Leading by example, honoring commitments

Recommendations for the Biden Administration to Uphold Refugee Law at Home  

Two years since President Biden took office, his administration has taken some important initial steps toward ending Trump administration policies that subvert refugee law and endanger the lives of people seeking asylum. These steps include President Biden’s February 2021 executive order directing review of Trump administration policies, the Secretary of Homeland Security’s termination and re-termination of the notorious Remain in Mexico (RMX) policy, and the Centers for Disease Control and Prevention’s (CDC) April 2022 order directing an end to the Title 42 “public health” order used to expel and block people seeking refugee protection at the border.

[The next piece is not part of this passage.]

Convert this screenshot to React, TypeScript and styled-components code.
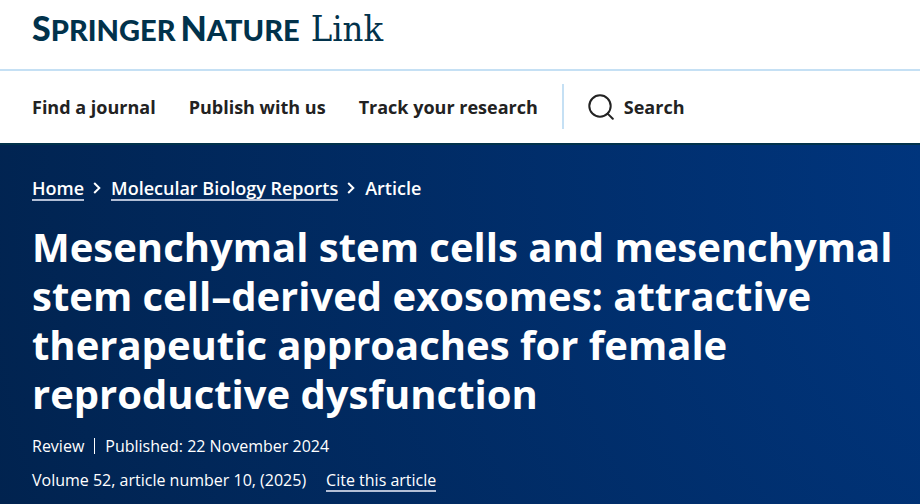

Despite these steps forward, some of the most damaging and dysfunctional Trump administration policies have continued in force or on the books due to lawsuits filed by state politicians aligned with the prior administration, slow-paced U.S. agency regulatory action, and damaging steps backward by the Biden administration to expand and propose use of Trump policies in the face of border arrivals and orchestrated, politically driven anti-immigrant rhetoric. In advance of the November 2022 mid-term elections, the Biden administration expanded its use of the Trump-initiated Title 42 policy to turn away Venezuelans and used its creation of a new parole initiative for Venezuelans to try to justify this denial of access to asylum — a move that promptly triggered condemnation by the U.N. Refugee Agency (UNHCR), the International Organization for Migration (IOM), and UNICEF. On January 5, 2023, the Biden administration announced a new parole initiative for nationals of Cuba, Haiti, Nicaragua and Venezuela but — again — improperly accompanied this positive initiative with the expansion of use of Title 42 to expel nationals of all four countries without allowing them to seek asylum.

Simultaneously, the Biden administration announced alarming plans to propose an asylum ban — an approach repeatedly initiated by the Trump administration and repeatedly found unlawful by the courts. During the year that the Trump administration’s transit ban was in effect, it resulted in the denial of asylum to refugees with well-founded fears of persecution, the separation of families, and deprivation of a path to citizenship for refugees left only with withholding of removal due to the transit ban. Moving ahead with this misguided approach would breach President Biden’s campaign promise to end restrictions on asylum seekers traveling through other countries, and endanger many Black, Brown, Indigenous, LGBTQ+ and other asylum seekers. More broadly, the Biden administration’s approach of inflicting “consequences” or using a “stick” (in addition to the “carrot” of parole) on people who cross the border to seek asylum is both deeply dehumanizing and a blatant subversion of human rights and refugee law prohibitions against such penalties.